### Stated problem
Leaving out every picture, copy the lines of the data exactly, from the first through the line containing "type Tok = [string, string?];".

• • • •

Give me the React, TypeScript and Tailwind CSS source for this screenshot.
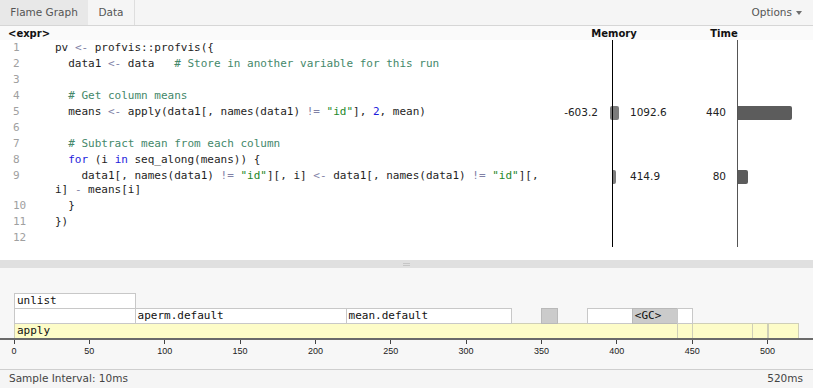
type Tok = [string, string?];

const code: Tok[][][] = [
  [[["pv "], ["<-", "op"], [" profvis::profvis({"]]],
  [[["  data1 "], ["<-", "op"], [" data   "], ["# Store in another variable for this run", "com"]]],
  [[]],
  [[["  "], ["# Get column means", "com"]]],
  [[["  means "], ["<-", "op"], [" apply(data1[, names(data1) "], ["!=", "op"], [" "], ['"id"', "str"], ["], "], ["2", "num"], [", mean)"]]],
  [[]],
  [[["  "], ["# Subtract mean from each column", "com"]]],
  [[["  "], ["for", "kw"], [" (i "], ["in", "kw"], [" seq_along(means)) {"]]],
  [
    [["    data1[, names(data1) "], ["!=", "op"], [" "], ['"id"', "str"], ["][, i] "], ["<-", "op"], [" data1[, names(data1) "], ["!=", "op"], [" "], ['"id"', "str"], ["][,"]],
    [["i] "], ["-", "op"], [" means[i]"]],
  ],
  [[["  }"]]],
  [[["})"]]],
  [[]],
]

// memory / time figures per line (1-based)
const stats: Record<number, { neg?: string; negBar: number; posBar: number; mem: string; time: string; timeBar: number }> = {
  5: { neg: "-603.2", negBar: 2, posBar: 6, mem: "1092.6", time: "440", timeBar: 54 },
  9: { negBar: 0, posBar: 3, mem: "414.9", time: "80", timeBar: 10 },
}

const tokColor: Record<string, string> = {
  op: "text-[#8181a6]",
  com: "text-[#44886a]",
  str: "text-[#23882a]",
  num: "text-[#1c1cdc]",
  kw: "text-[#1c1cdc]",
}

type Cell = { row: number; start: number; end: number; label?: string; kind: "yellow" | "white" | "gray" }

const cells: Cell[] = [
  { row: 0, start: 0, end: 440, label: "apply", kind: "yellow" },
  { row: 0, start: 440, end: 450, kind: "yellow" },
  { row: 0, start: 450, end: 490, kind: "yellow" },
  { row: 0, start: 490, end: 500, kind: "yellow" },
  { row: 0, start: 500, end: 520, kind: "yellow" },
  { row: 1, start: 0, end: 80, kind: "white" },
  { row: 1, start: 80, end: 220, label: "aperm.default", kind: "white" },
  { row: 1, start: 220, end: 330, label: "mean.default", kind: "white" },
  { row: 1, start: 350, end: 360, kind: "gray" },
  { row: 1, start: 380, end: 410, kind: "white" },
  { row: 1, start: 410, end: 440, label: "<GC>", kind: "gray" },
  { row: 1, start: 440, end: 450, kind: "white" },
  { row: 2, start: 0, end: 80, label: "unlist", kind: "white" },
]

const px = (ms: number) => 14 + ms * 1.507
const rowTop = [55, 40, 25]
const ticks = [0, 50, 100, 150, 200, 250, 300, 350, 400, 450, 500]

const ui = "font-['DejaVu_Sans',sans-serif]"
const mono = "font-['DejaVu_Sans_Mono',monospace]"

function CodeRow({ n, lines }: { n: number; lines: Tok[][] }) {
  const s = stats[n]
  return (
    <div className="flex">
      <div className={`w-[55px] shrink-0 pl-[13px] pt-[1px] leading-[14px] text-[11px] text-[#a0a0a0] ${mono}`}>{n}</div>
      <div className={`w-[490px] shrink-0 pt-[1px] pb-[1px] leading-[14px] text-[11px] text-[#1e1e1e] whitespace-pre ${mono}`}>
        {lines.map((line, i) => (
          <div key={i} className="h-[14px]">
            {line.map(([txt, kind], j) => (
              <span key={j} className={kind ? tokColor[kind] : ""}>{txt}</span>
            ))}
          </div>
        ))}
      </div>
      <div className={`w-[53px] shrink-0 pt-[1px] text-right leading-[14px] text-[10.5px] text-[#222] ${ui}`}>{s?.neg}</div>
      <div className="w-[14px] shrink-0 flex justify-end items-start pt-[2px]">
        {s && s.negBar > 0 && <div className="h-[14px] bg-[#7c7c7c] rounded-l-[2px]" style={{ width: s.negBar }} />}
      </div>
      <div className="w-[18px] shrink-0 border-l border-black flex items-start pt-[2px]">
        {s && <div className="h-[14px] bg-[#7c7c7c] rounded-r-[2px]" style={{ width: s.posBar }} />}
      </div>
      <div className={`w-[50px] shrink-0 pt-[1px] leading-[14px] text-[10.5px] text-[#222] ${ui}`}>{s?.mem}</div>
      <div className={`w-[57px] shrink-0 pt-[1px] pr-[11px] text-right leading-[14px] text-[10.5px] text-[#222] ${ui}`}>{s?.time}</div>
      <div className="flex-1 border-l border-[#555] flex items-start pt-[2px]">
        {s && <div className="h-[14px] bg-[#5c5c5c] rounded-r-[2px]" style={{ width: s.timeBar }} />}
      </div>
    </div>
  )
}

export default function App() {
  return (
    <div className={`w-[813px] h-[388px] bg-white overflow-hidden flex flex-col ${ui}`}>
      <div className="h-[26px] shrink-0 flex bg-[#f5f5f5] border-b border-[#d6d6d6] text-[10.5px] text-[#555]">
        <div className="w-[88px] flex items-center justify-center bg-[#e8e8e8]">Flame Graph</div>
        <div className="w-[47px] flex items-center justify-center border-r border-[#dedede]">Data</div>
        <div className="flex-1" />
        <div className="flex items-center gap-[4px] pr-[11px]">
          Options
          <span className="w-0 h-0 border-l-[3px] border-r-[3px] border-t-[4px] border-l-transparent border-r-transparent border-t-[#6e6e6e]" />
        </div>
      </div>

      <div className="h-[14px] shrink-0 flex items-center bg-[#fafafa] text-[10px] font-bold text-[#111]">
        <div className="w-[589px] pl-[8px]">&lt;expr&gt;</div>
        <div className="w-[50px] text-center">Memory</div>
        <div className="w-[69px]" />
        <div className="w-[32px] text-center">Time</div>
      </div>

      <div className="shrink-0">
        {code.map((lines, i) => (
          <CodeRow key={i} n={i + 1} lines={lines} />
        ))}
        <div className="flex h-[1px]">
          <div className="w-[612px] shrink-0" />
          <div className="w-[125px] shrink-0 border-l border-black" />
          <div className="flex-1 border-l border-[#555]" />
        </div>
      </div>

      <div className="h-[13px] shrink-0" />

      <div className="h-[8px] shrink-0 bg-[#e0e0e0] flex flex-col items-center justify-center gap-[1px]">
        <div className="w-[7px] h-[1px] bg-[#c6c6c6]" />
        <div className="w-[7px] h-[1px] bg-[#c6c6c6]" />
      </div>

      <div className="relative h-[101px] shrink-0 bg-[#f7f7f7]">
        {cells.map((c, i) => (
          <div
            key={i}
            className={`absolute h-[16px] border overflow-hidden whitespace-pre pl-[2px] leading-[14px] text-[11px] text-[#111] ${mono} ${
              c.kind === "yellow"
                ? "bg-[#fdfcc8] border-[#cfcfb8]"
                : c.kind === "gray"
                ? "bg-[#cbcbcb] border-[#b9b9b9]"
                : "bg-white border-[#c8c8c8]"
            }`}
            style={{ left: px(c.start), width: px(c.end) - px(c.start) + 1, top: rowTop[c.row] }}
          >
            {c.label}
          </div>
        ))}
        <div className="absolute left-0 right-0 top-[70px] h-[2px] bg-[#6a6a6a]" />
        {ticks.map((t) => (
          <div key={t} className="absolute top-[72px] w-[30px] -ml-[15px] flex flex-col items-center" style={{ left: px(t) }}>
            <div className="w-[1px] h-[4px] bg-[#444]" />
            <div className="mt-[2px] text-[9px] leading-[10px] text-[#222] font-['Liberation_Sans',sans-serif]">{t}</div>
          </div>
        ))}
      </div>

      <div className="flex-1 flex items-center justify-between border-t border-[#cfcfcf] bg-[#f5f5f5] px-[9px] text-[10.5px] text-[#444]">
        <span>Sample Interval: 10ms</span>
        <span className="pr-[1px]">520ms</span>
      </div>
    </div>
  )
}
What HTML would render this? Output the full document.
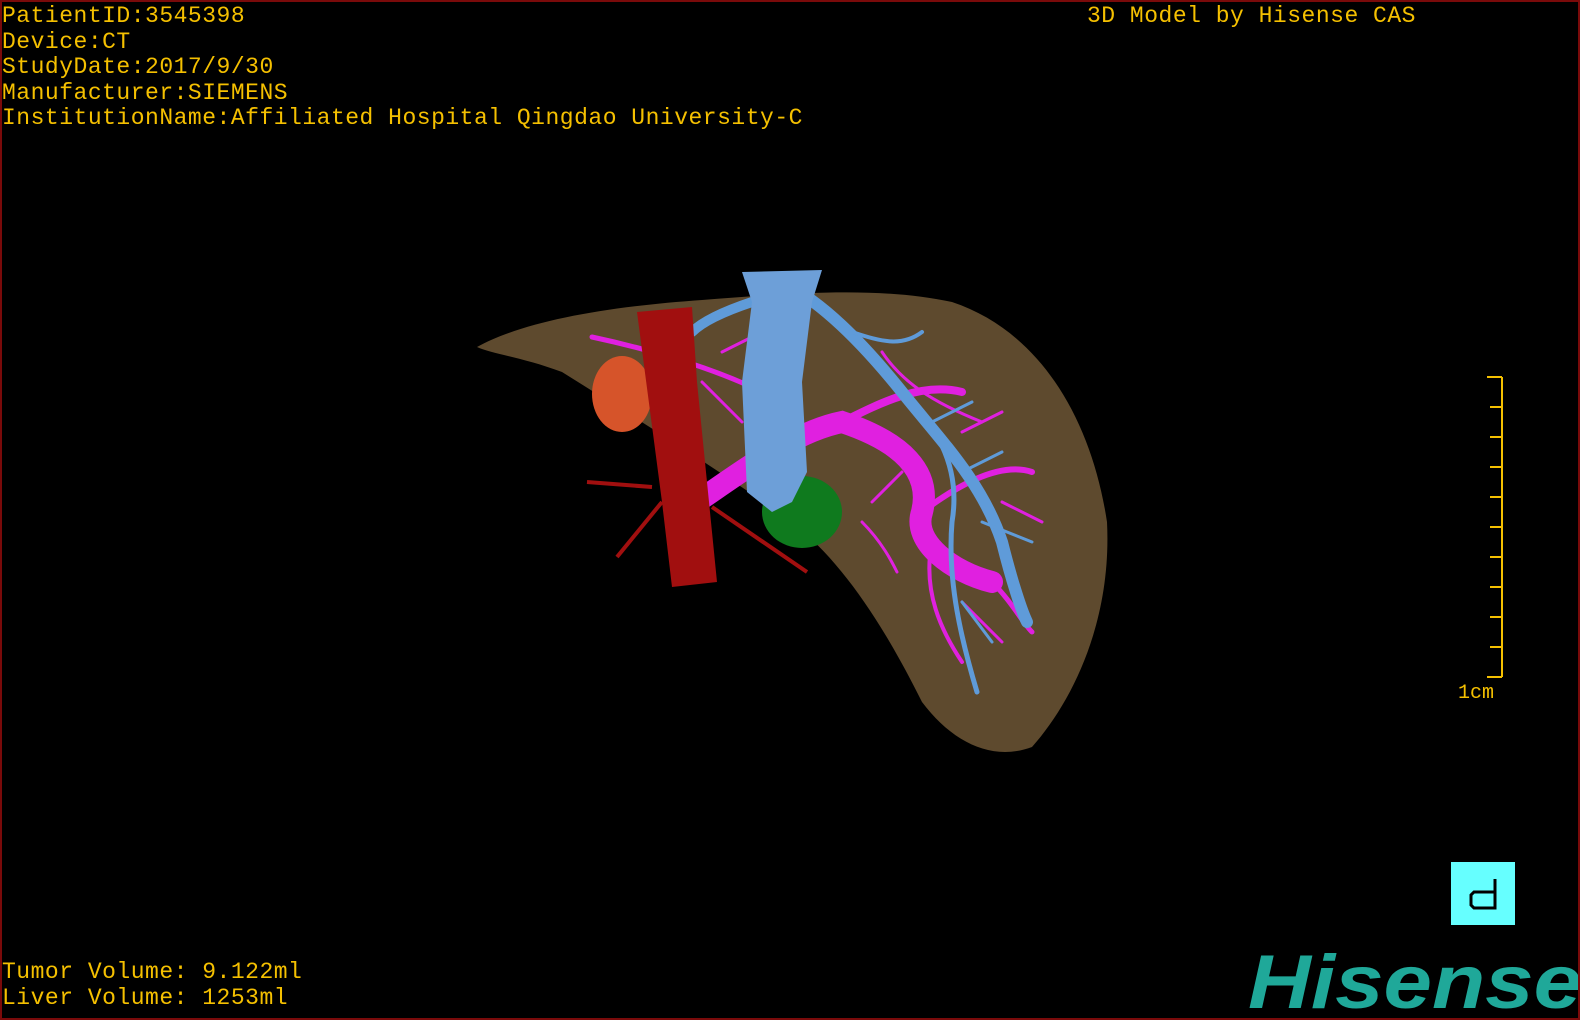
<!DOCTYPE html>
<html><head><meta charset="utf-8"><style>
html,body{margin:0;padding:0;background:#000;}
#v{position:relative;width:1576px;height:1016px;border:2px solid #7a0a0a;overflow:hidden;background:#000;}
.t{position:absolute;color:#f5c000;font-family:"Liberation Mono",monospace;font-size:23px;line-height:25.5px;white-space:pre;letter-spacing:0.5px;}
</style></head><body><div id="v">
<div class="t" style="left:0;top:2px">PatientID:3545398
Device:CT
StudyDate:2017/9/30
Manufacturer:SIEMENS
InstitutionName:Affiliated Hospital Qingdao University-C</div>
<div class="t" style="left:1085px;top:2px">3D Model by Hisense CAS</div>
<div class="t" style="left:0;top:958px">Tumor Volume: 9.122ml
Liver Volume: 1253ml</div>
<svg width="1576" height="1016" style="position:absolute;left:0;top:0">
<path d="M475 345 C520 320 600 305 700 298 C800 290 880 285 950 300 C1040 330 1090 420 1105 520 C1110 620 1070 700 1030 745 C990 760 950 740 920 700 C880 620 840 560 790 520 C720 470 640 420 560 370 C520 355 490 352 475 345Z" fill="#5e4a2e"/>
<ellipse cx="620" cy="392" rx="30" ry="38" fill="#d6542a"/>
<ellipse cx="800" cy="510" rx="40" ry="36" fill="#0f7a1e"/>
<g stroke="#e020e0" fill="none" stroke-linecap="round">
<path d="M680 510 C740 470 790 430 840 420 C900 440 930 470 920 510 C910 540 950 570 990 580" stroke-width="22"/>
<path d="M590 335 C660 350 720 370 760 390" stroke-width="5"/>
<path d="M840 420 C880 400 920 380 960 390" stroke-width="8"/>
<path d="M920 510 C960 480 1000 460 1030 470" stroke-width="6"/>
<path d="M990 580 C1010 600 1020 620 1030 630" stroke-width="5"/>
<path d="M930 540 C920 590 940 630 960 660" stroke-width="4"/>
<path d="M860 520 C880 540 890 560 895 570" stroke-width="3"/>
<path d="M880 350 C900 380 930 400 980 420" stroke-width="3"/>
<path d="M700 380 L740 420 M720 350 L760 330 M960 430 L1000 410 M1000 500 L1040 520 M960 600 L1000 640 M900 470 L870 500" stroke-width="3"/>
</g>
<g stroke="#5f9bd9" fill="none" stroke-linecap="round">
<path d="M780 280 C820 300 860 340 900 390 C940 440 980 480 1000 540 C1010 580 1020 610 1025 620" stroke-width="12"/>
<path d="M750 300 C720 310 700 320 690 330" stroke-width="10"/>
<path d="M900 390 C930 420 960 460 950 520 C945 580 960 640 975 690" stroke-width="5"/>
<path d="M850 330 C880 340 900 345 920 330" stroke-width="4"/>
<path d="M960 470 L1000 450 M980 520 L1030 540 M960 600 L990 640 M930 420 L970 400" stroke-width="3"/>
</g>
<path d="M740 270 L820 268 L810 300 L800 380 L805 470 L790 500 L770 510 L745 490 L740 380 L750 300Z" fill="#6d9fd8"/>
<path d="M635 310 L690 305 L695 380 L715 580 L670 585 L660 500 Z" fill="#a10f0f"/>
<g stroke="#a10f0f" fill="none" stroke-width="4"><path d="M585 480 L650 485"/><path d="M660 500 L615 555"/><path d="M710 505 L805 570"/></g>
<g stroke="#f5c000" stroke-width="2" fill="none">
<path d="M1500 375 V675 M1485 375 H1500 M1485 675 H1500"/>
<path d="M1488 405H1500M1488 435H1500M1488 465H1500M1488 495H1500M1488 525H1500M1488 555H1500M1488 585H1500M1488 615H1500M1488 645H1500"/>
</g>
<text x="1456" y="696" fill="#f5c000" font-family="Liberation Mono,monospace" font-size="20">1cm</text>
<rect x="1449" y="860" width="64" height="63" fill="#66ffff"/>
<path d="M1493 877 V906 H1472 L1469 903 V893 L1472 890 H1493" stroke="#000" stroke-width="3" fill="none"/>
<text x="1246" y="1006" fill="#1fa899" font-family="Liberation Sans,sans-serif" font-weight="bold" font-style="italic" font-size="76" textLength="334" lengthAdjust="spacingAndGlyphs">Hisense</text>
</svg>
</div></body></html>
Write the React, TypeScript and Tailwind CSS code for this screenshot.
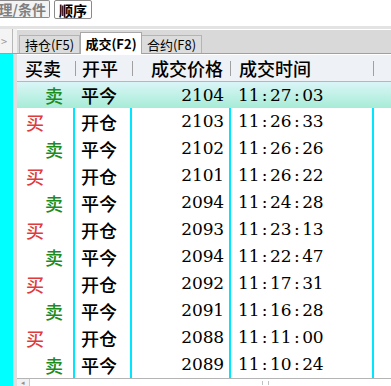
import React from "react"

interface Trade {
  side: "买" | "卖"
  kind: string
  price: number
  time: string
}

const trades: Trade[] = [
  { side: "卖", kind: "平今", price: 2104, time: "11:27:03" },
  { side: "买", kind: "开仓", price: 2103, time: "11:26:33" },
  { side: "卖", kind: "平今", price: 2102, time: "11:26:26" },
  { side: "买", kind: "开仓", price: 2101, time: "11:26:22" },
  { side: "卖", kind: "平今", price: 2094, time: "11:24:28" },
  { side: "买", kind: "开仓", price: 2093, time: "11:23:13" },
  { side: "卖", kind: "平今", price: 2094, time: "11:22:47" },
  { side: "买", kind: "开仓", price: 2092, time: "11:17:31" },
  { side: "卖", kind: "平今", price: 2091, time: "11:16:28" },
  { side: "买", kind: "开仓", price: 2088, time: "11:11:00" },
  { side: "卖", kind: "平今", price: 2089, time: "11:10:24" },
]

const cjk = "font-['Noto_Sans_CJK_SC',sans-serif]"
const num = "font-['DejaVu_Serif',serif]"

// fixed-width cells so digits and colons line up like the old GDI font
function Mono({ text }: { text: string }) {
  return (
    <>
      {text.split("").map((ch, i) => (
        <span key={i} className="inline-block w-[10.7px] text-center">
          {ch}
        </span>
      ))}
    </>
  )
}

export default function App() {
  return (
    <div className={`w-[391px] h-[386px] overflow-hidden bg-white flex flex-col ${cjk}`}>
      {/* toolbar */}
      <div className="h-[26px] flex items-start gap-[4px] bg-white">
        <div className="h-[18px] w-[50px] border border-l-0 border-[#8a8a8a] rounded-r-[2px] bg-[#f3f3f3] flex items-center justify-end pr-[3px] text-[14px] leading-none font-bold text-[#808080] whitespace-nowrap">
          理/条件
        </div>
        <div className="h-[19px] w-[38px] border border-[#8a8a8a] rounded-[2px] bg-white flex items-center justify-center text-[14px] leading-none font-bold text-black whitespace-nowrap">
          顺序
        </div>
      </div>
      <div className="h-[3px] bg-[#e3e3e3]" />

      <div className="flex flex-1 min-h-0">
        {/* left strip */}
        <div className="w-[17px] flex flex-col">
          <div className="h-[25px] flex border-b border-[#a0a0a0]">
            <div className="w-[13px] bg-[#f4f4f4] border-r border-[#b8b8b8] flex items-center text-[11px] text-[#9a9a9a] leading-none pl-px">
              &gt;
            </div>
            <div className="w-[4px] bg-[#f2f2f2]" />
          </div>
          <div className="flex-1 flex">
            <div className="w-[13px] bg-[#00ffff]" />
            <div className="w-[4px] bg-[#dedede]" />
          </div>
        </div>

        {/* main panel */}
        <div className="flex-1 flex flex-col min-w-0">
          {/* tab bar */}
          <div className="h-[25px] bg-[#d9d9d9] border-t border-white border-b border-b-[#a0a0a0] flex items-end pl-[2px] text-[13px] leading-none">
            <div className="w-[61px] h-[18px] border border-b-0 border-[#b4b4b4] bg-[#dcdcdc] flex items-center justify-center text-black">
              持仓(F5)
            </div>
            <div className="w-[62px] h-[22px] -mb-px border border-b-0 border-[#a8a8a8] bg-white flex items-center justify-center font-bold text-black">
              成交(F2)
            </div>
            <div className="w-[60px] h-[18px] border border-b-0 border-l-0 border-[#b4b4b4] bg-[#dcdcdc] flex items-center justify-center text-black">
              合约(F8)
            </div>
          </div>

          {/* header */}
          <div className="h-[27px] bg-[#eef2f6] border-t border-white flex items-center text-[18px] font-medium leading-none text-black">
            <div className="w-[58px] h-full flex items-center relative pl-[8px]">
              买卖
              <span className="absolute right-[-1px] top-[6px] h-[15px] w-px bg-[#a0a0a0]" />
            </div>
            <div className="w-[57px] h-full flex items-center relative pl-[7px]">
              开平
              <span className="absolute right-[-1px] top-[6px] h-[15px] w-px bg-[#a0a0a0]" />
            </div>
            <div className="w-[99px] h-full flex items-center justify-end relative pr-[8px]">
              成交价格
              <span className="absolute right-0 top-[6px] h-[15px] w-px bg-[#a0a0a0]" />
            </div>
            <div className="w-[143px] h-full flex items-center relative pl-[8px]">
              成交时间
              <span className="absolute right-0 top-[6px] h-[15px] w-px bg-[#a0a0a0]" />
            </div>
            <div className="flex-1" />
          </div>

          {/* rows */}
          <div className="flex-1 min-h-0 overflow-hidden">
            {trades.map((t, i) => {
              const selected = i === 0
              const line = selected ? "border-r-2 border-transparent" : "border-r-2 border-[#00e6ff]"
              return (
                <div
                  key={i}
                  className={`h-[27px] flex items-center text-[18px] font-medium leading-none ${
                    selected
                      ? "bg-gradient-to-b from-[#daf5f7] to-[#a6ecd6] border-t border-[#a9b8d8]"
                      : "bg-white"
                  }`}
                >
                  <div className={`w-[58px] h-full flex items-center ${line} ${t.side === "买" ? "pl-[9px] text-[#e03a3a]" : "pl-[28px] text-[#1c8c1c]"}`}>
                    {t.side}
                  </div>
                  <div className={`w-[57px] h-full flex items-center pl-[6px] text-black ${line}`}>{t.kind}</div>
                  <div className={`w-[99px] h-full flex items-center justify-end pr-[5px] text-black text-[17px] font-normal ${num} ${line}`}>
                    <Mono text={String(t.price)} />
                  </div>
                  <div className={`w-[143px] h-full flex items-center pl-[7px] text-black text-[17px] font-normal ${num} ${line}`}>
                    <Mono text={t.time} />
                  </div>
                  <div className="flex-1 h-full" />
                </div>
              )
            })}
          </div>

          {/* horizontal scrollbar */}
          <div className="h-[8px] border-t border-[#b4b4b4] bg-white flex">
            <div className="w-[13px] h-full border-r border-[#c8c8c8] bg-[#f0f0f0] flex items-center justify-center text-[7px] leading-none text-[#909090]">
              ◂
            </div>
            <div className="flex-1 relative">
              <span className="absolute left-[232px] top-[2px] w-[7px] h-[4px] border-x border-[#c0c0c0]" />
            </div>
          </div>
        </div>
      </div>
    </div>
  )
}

• • • •

### Task solution
Give me the React, TypeScript and Tailwind CSS source for this screenshot.
type Tok = [string, string?];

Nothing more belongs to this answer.